Hey, Wendy might not know how to help you but its cool. Advice and feedback are a different kind of art form--not everyone knows how to give it. We expect a lot from the people we idolize. Just because you want to connect with them doesn't mean they have the ability to connect with you. What they are good at is doing the thing you admire--unfortunately that might be all they have to offer...making more of that thing you really like. They might not even be comfortable with your admiration because they labor under their own self criticism (who knows...if only we could have perfect insight into the minds of others).

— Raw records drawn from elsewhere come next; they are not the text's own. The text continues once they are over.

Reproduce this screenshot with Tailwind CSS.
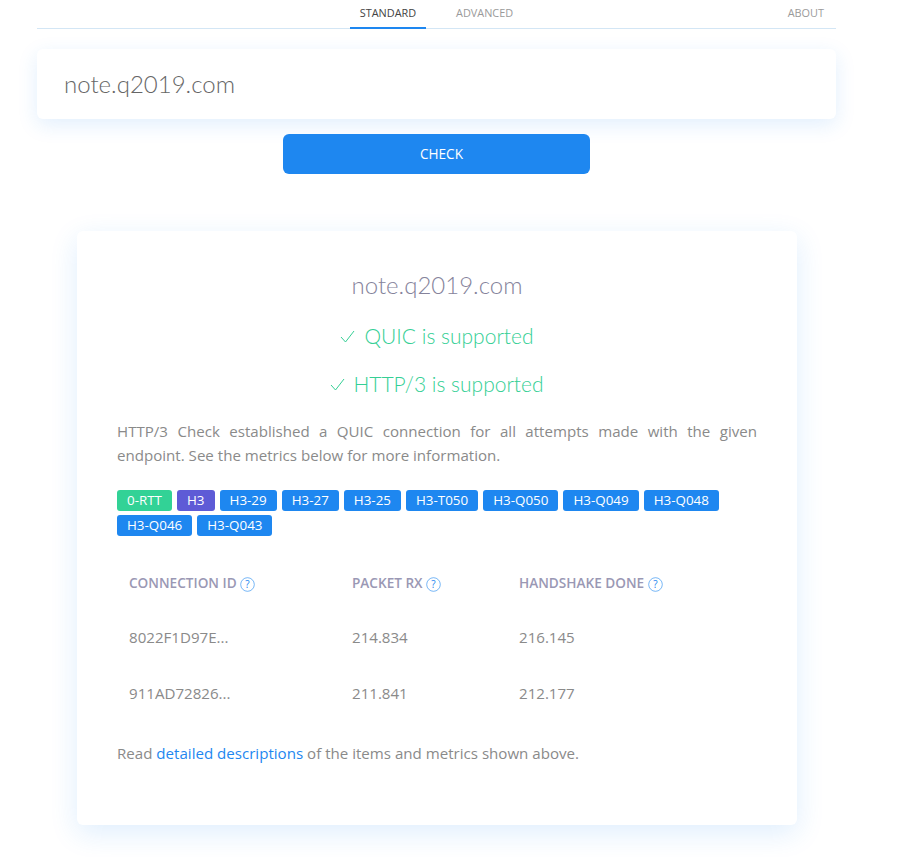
<!DOCTYPE html>
<html lang="en">
  <head>
    <title>HTTP/3 Check</title>
    <meta charset="UTF-8" />
    <script src="https://cdn.jsdelivr.net/npm/@tailwindcss/browser@4"></script>
  </head>

  <body class="bg-white h-[857px] overflow-hidden font-['Open_Sans',sans-serif] text-[#8a8a8a]">
    <div class="w-[799px] ml-[37px]">
      <nav class="flex h-[29px] border-b border-[#d3e6f5] text-[10.9px] pl-[313px]">
        <a class="w-[76px] h-[29px] border-b-2 border-[#1e87f0] text-center pt-[5px] text-[#444]">STANDARD</a>
        <a class="ml-[30px] pt-[5px] text-[#9a9a9a]">ADVANCED</a>
        <a class="ml-auto mr-[12px] pt-[5px] text-[#9a9a9a]">ABOUT</a>
      </nav>

      <div class="mt-[20px] h-[70px] flex items-center pl-[27px] bg-white rounded-md shadow-[0_6px_20px_rgba(30,135,240,0.13)] font-['Lato',sans-serif] font-light text-[24px] text-[#666]">
        note.q2019.com
      </div>

      <button class="block mt-[15px] ml-[246px] w-[307px] h-[40px] pl-[10px] pt-[1px] rounded-md bg-[#1e87f0] text-white text-[13.6px]">
        CHECK
      </button>
    </div>

    <main class="mt-[57px] ml-[77px] w-[720px] h-[594px] bg-white rounded-md shadow-[0_8px_28px_rgba(30,135,240,0.14)] px-[40px] pt-[36px]">
      <h2 class="text-center font-['Lato',sans-serif] font-light text-[24px] leading-[36px] text-[#85839b]">note.q2019.com</h2>
      <p class="mt-[17px] flex items-center justify-center gap-[9px] font-['Lato',sans-serif] font-light text-[21px] leading-[32px] text-[#35cf95]">
        <svg class="w-[15px] h-[13px]" viewBox="0 0 15 13" fill="none" stroke="#35cf95"><path d="M1 7l4.5 5L14 1" /></svg>
        QUIC is supported
      </p>
      <p class="mt-[16px] flex items-center justify-center gap-[8px] font-['Lato',sans-serif] font-light text-[21px] leading-[32px] text-[#35cf95]">
        <svg class="w-[15px] h-[13px]" viewBox="0 0 15 13" fill="none" stroke="#35cf95"><path d="M1 7l4.5 5L14 1" /></svg>
        HTTP/3 is supported
      </p>

      <p class="mt-[19px] text-[15.1px] leading-[24px] text-justify text-[#8a8a8a]">
        HTTP/3 Check established a QUIC connection for all attempts made with the given endpoint. See the metrics below for more information.
      </p>

      <div class="mt-[23px] flex flex-wrap gap-x-[5px] gap-y-[4px] text-[13.4px] leading-[21px] text-white">
        <span class="px-[10px] rounded-[3px] bg-[#32d296]">0-RTT</span>
        <span class="px-[10px] rounded-[3px] bg-[#5e5bd6]">H3</span>
        <span class="px-[10px] rounded-[3px] bg-[#1e87f0]">H3-29</span>
        <span class="px-[10px] rounded-[3px] bg-[#1e87f0]">H3-27</span>
        <span class="px-[10px] rounded-[3px] bg-[#1e87f0]">H3-25</span>
        <span class="px-[10px] rounded-[3px] bg-[#1e87f0]">H3-T050</span>
        <span class="px-[10px] rounded-[3px] bg-[#1e87f0]">H3-Q050</span>
        <span class="px-[10px] rounded-[3px] bg-[#1e87f0]">H3-Q049</span>
        <span class="px-[10px] rounded-[3px] bg-[#1e87f0]">H3-Q048</span>
        <span class="px-[10px] rounded-[3px] bg-[#1e87f0]">H3-Q046</span>
        <span class="px-[10px] rounded-[3px] bg-[#1e87f0]">H3-Q043</span>
      </div>

      <table class="mt-[21px] text-left text-[15.1px] text-[#8a8a8a]">
        <thead class="text-[13.6px] font-semibold text-[#9a98b4]">
          <tr class="h-[52px]">
            <th class="w-[223px] pl-[12px] font-semibold">CONNECTION ID
              <svg class="inline-block w-[15px] h-[15px] align-[-4px]" viewBox="0 0 15 15" fill="none">
                <circle cx="7.5" cy="7.5" r="6.8" stroke="#1e87f0" stroke-opacity="0.6" />
                <text x="7.5" y="11" text-anchor="middle" font-size="10" font-weight="400" fill="#1e87f0">?</text>
              </svg>
            </th>
            <th class="w-[167px] pl-[12px] font-semibold">PACKET RX
              <svg class="inline-block w-[15px] h-[15px] align-[-4px]" viewBox="0 0 15 15" fill="none">
                <circle cx="7.5" cy="7.5" r="6.8" stroke="#1e87f0" stroke-opacity="0.6" />
                <text x="7.5" y="11" text-anchor="middle" font-size="10" font-weight="400" fill="#1e87f0">?</text>
              </svg>
            </th>
            <th class="pl-[12px] font-semibold">HANDSHAKE DONE
              <svg class="inline-block w-[15px] h-[15px] align-[-4px]" viewBox="0 0 15 15" fill="none">
                <circle cx="7.5" cy="7.5" r="6.8" stroke="#1e87f0" stroke-opacity="0.6" />
                <text x="7.5" y="11" text-anchor="middle" font-size="10" font-weight="400" fill="#1e87f0">?</text>
              </svg>
            </th>
          </tr>
        </thead>
        <tbody>
          <tr class="h-[56px]">
            <td class="pl-[12px]">8022F1D97E...</td>
            <td class="pl-[12px]">214.834</td>
            <td class="pl-[12px]">216.145</td>
          </tr>
          <tr class="h-[56px]">
            <td class="pl-[12px]">911AD72826...</td>
            <td class="pl-[12px]">211.841</td>
            <td class="pl-[12px]">212.177</td>
          </tr>
        </tbody>
      </table>

      <p class="mt-[20px] text-[15.1px] leading-[24px]">
        Read <a class="text-[#1e87f0]">detailed descriptions</a> of the items and metrics shown above.
      </p>
    </main>
  </body>
</html>
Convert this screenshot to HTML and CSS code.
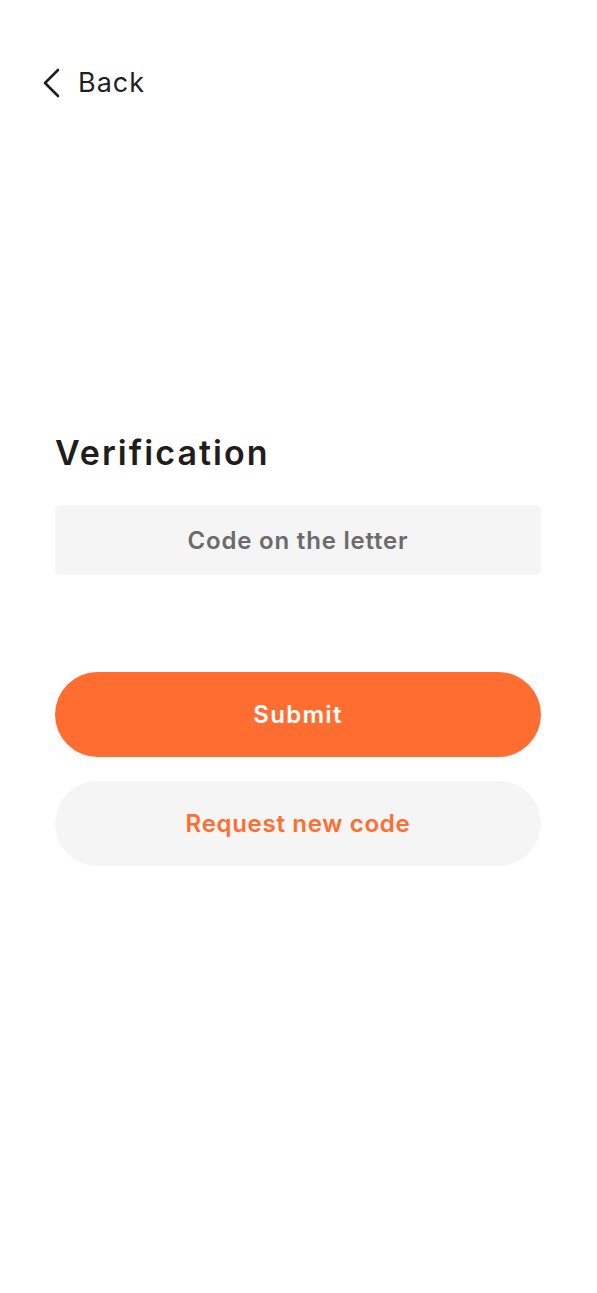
FILE: index.html
```html
<!DOCTYPE html>
<html lang="en">
<head>
<meta charset="utf-8">
<title>Verification</title>
<link rel="stylesheet" href="styles.css">
</head>
<body>
<div class="screen">
  <header class="topbar">
    <a class="back" href="#">
      <svg class="chev" width="20" height="30" viewBox="0 0 20 30" fill="none">
        <path d="M17 2 L4 15 L17 28" stroke="#1f1f1f" stroke-width="2.6" stroke-linecap="round" stroke-linejoin="round"/>
      </svg>
      <span class="back-label">Back</span>
    </a>
  </header>
  <main class="content">
    <h1 class="title">Verification</h1>
    <div class="field">Code on the letter</div>
    <div class="actions">
      <button class="btn btn-primary">Submit</button>
      <button class="btn btn-secondary">Request new code</button>
    </div>
  </main>
</div>
</body>
</html>
```
FILE: styles.css
```css
* { box-sizing: border-box; }
html, body { margin: 0; padding: 0; background: #fff; }
body {
  font-family: "Inter", "Noto Sans", sans-serif;
  color: #1f1d1d;
  width: 597px;
  height: 1293px;
}
.screen { display: flex; flex-direction: column; }
.topbar { padding: 68px 0 0 41px; }
.back {
  display: inline-flex;
  align-items: center;
  gap: 17px;
  text-decoration: none;
  color: #1f1f1f;
}
.chev { display: block; }
.back-label { font-size: 27px; font-weight: 400; line-height: 30px; letter-spacing: 1px; }
.content { padding: 331px 56px 0 55px; display: flex; flex-direction: column; }
.title {
  margin: 0;
  font-size: 34px;
  font-weight: 600;
  line-height: 40px;
  color: #1f1d1d;
  letter-spacing: 2.05px;
}
.field {
  margin-top: 32px;
  height: 70px;
  background: #f5f5f5;
  border-radius: 5px;
  display: flex;
  align-items: center;
  justify-content: center;
  font-size: 24px;
  font-weight: 600;
  color: #6b6b6b;
  letter-spacing: 0.8px;
}
.actions { margin-top: 97px; display: flex; flex-direction: column; gap: 24px; }
.btn {
  height: 85px;
  border: none;
  border-radius: 43px;
  font-family: inherit;
  font-size: 24px;
  font-weight: 600;
  letter-spacing: 0.9px;
  display: flex;
  align-items: center;
  justify-content: center;
  width: 100%;
}
.btn-primary { background: #ff6d30; color: #fff; letter-spacing: 1.3px; }
.btn-secondary { background: #f5f5f5; color: #ff6d30; letter-spacing: 0.7px; }
```
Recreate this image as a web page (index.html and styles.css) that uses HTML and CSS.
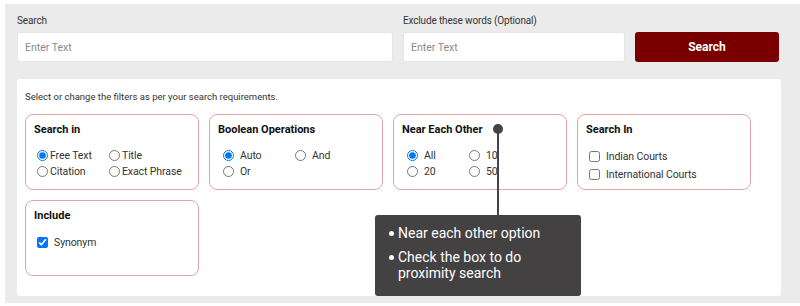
FILE: index.html
```html
<!DOCTYPE html>
<html lang="en">
<head>
    <meta charset="UTF-8">
    <meta name="viewport" content="width=device-width, initial-scale=1.0">
    <title>Search</title>
    <link rel="stylesheet" href="styles.css">
</head>
<body>
    <div class="wrap">
        <div class="search-row">
            <div class="field">
                <label for="q">Search</label>
                <input type="text" id="q" placeholder="Enter Text">
            </div>
            <div class="field">
                <label for="ex">Exclude these words (Optional)</label>
                <input type="text" id="ex" placeholder="Enter Text">
            </div>
            <button class="search-btn">Search</button>
        </div>

        <div class="panel">
            <p class="intro">Select or change the filters as per your search requirements.</p>
            <div class="filters">
                <div class="filter">
                    <h3>Search in</h3>
                    <div class="opts opts-search tight">
                        <label><input type="radio" name="in" checked>Free Text</label>
                        <label><input type="radio" name="in">Title</label>
                        <label><input type="radio" name="in">Citation</label>
                        <label><input type="radio" name="in">Exact Phrase</label>
                    </div>
                </div>
                <div class="filter">
                    <h3>Boolean Operations</h3>
                    <div class="opts opts-bool spaced">
                        <label><input type="radio" name="bool" checked>Auto</label>
                        <label><input type="radio" name="bool">And</label>
                        <label><input type="radio" name="bool">Or</label>
                    </div>
                </div>
                <div class="filter">
                    <h3>Near Each Other</h3>
                    <div class="opts opts-near spaced">
                        <label><input type="radio" name="near" checked>All</label>
                        <label><input type="radio" name="near">10</label>
                        <label><input type="radio" name="near">20</label>
                        <label><input type="radio" name="near">50</label>
                    </div>
                </div>
                <div class="filter">
                    <h3>Search In</h3>
                    <div class="checks">
                        <label><input type="checkbox">Indian Courts</label>
                        <label><input type="checkbox">International Courts</label>
                    </div>
                </div>
                <div class="filter">
                    <h3>Include</h3>
                    <div class="checks">
                        <label><input type="checkbox" checked>Synonym</label>
                    </div>
                </div>
            </div>

            <!-- hint for the near each other box -->
            <span class="hint-dot"></span>
            <span class="hint-stem"></span>
            <div class="hint-box">
                <ul>
                    <li>Near each other option</li>
                    <li>Check the box to do proximity search</li>
                </ul>
            </div>
        </div>
    </div>
</body>
</html>
```

FILE: styles.css
```css
body {
    margin: 0;
    font-family: 'Roboto', 'Liberation Sans', sans-serif;
    color: #222;
    background-color: #fff;
}

.wrap {
    margin: 4px 0 0 5px;
    padding: 10px 19px 7px 12px;
    background-color: #ebebeb;
}

.search-row {
    display: grid;
    grid-template-columns: 376px 222px 144px;
    gap: 10px;
    align-items: end;
}

.field {
    display: flex;
    flex-direction: column;
}

.field label {
    font-size: 10px;
    letter-spacing: -0.15px;
    line-height: 13px;
    color: #333;
    margin-bottom: 5px;
}

.field input {
    height: 30px;
    box-sizing: border-box;
    border: 1px solid #e6e6e6;
    border-radius: 3px;
    padding: 0 7px;
    font-family: 'Roboto', 'Liberation Sans', sans-serif;
    font-size: 10.5px;
    background-color: #fff;
    outline: none;
}

.field input::placeholder {
    color: #8a8a8a;
}

.search-btn {
    height: 30px;
    border: none;
    border-radius: 3px;
    background-color: #7a0000;
    color: #fff;
    font-family: 'Roboto', 'Liberation Sans', sans-serif;
    font-size: 12px;
    font-weight: 700;
    cursor: pointer;
}

.panel {
    position: relative;
    margin-top: 17px;
    padding: 11px 8px 20px;
    background-color: #fff;
    border-radius: 3px;
}

.intro {
    margin: 0 0 10px;
    font-size: 9.5px;
    line-height: 14px;
    color: #333;
}

.filters {
    display: grid;
    grid-template-columns: repeat(4, 174px);
    gap: 10px;
}

.filter {
    height: 76px;
    box-sizing: border-box;
    border: 1px solid #e0a5a5;
    border-radius: 8px;
    padding: 8px 8px 0;
}

.filter h3 {
    margin: 0 0 10px;
    font-size: 11px;
    line-height: 14px;
    font-weight: 700;
    color: #111;
}

.opts {
    display: grid;
    grid-auto-rows: 16px;
    padding-left: 3px;
}

.opts-search {
    grid-template-columns: 72px auto;
}

.opts-bool {
    grid-template-columns: 72px auto;
    padding-left: 5px;
}

.opts-near {
    grid-template-columns: 62px auto;
    padding-left: 5px;
}

.opts label, .checks label {
    display: flex;
    align-items: center;
    font-size: 10.5px;
    letter-spacing: -0.1px;
    color: #333;
    white-space: nowrap;
}

.opts input {
    width: 11px;
    height: 11px;
    margin: 0;
}

.tight input {
    margin-right: 2px;
}

.spaced input {
    margin-right: 6px;
}

.checks {
    display: grid;
    grid-auto-rows: 18px;
    padding-left: 3px;
}

.checks input {
    width: 11px;
    height: 11px;
    margin: 0 6px 0 0;
}

.hint-dot {
    position: absolute;
    left: 476px;
    top: 45px;
    width: 10px;
    height: 10px;
    border-radius: 50%;
    background-color: #444;
}

.hint-stem {
    position: absolute;
    left: 480px;
    top: 50px;
    width: 2px;
    height: 86px;
    background-color: #444;
}

.hint-box {
    position: absolute;
    left: 358px;
    top: 136px;
    width: 206px;
    box-sizing: border-box;
    padding: 10px 14px 15px;
    background-color: #434142;
    border-radius: 3px;
    color: #fff;
}

.hint-box ul {
    margin: 0;
    padding: 0;
    list-style: none;
}

.hint-box li {
    position: relative;
    padding-left: 9px;
    font-size: 14px;
    line-height: 16px;
}

.hint-box li + li {
    margin-top: 8px;
}

.hint-box li::before {
    content: "";
    position: absolute;
    left: 0;
    top: 6px;
    width: 5px;
    height: 5px;
    border-radius: 50%;
    background-color: #fff;
}
```
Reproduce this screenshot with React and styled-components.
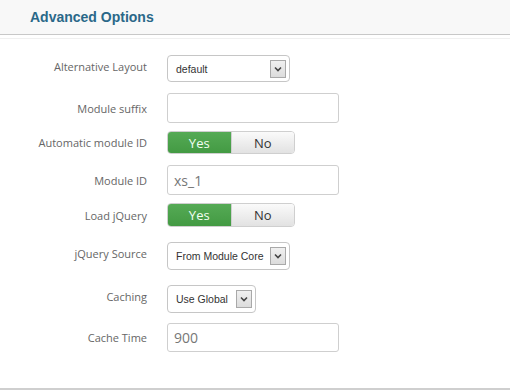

Lines of fans pushing things in front of them to sign or asking for them to look at their portfolio--I can see how daunting that would be for a person who spends their time perfecting their specific craft but not the art of meeting the public. It wasn't personal. She probably gave you what she had to give right then. Keep drawing--keep working on your hands.

I didn't stop drawing. I wore my hard won teeshirt as often as I could--until it was full of holes actually. I lent out my copies of EQ out to people who I knew would like the story. I read the series until the storyline (now called The Grand Quest) was wrapped up. After that I didn't read many comic books. Years later I was surprised to see that the series rebooted in several forms and currently is a weekly offering on BoingBoing. It's awesome--you should check it out.

1 comment:

  1. Whoa, Nelly! I am so sorry that happened... what a drag, UGH! I have experienced similar (but not so rude!) things, and that can be really crappy. BUT, there are always those magical cool people who are genuinely glad to meet you and fortunate you sought them out. It is so worth it to take that chance... it can go either way.